Turning to grouped data, we would recommend that when data is grouped, researchers use the standard Rayleigh test or switch to a TB version of their test of choice as a means of preserving control of type I error rate without substantial loss of power. This switch is essential for spacing-based tests for all but the smallest sample sizes (for N > 20 as a rule of thumb). For the Watson, Kuiper and HR tests, it may be safe to use the standard tests for medium-sized samples, but there is no drawback to using the TB versions of these tests routinely for grouped data. Hence, we would recommend the routine use of TB versions of such tests, no matter the test or sample size, whenever data is grouped. We provide R code for these methods in the supplement of this article (Online Resource 2). Our recommendations for choice of (TB modified) test for grouped data mirrors our advice above on selecting a test for continuously distributed data. Finally, we cannot recommend using the chi-squared test, as it performed poorly in comparison to specific circular statistic tests. Further, the chi-squared test requires a minimal frequency of expected data points in each bin (recommended n ≥ 4, Batschelet 1981), a condition which is difficult to meet with small sample sizes, in particular when the data points are clustered.

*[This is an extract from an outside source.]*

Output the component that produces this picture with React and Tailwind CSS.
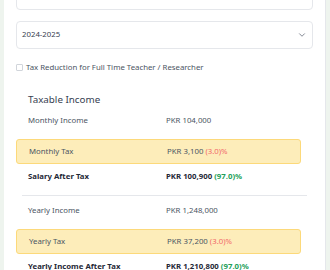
import { ChevronDown } from 'lucide-react';

const monthly = [
  { type: 'plain', label: 'Monthly Income', value: 'PKR 104,000' },
  { type: 'tax', label: 'Monthly Tax', value: 'PKR 3,100', pct: '(3.0)%' },
  { type: 'bold', label: 'Salary After Tax', value: 'PKR 100,900', pct: '(97.0)%' },
];

const yearly = [
  { type: 'plain', label: 'Yearly Income', value: 'PKR 1,248,000' },
  { type: 'tax', label: 'Yearly Tax', value: 'PKR 37,200', pct: '(3.0)%' },
  { type: 'bold', label: 'Yearly Income After Tax', value: 'PKR 1,210,800', pct: '(97.0)%' },
];

function Row({ row }) {
  if (row.type === 'tax') {
    return (
      <div className="mr-3 mt-[8px] grid h-[25px] grid-cols-[138px_1fr] items-center rounded-[3px] border border-[#fcd97a] bg-[#fdedba] pl-3 text-[7.8px] text-[#4b5563]">
        <span>{row.label}</span>
        <span>
          {row.value} <span className="text-[#f26b6b]">{row.pct}</span>
        </span>
      </div>
    );
  }
  if (row.type === 'bold') {
    return (
      <div className="mt-[3px] grid h-5 grid-cols-[138px_1fr] items-center pl-3 text-[7.8px] font-bold text-[#1f2937]">
        <span>{row.label}</span>
        <span>
          {row.value} <span className="text-[#22a05a]">{row.pct}</span>
        </span>
      </div>
    );
  }
  return (
    <div className="grid h-5 grid-cols-[138px_1fr] items-center pl-3 text-[7.8px] text-[#4b5563]">
      <span>{row.label}</span>
      <span>{row.value}</span>
    </div>
  );
}

function App() {
  return (
    <div className="h-screen overflow-hidden bg-[#eef4ee] px-1 font-['Noto_Sans',sans-serif]">
      <div className="flow-root h-full border-r border-[#e5e7eb] bg-white px-3">
        <div className="-mt-[18px] flex h-7 items-center rounded border border-[#e5e7eb] px-[5px] text-[7.8px] text-[#9ca3af]">
          104000
        </div>
        <div className="mt-[11px] flex h-7 items-center justify-between rounded border border-[#e5e7eb] px-[5px] text-[7.8px] text-[#374151]">
          <span>2024-2025</span>
          <ChevronDown className="h-2.5 w-2.5 text-[#6b7280]" strokeWidth={2} />
        </div>
        <label className="mt-[13px] flex h-[11px] items-center gap-[3px] text-[7.8px] text-[#4b5563]">
          <span className="h-[7px] w-[7px] rounded-[1px] border border-[#d1d5db] bg-white" />
          Tax Reduction for Full Time Teacher / Researcher
        </label>

        <div className="mt-[18px] flex h-[18px] items-center pl-3 text-[9.8px] text-[#374151]">Taxable Income</div>
        <div className="mt-[2px]">
          {monthly.map((r) => (
            <Row key={r.label} row={r} />
          ))}
        </div>
        <div className="mx-[6px] mt-2 border-t border-[#e5e7eb]" />
        <div className="mt-[5px]">
          {yearly.map((r) => (
            <Row key={r.label} row={r} />
          ))}
        </div>
      </div>
    </div>
  );
}

export default App;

Our analysis suggests that the issue of uncontrolled increase of type I error with aggregated data is common and widespread. We have highlighted the need for caution when applying aggregated data to statistical tests designed for continuously distributed circular data in the context of testing a single sample for uniformity, the most commonly applied statistical procedure on circular data. Pending further research, we would recommend that the method suggested here—tie-breaking through addition of small perturbations followed by evaluation by simulation—should be effective in any statistical procedure involving aggregated circular data.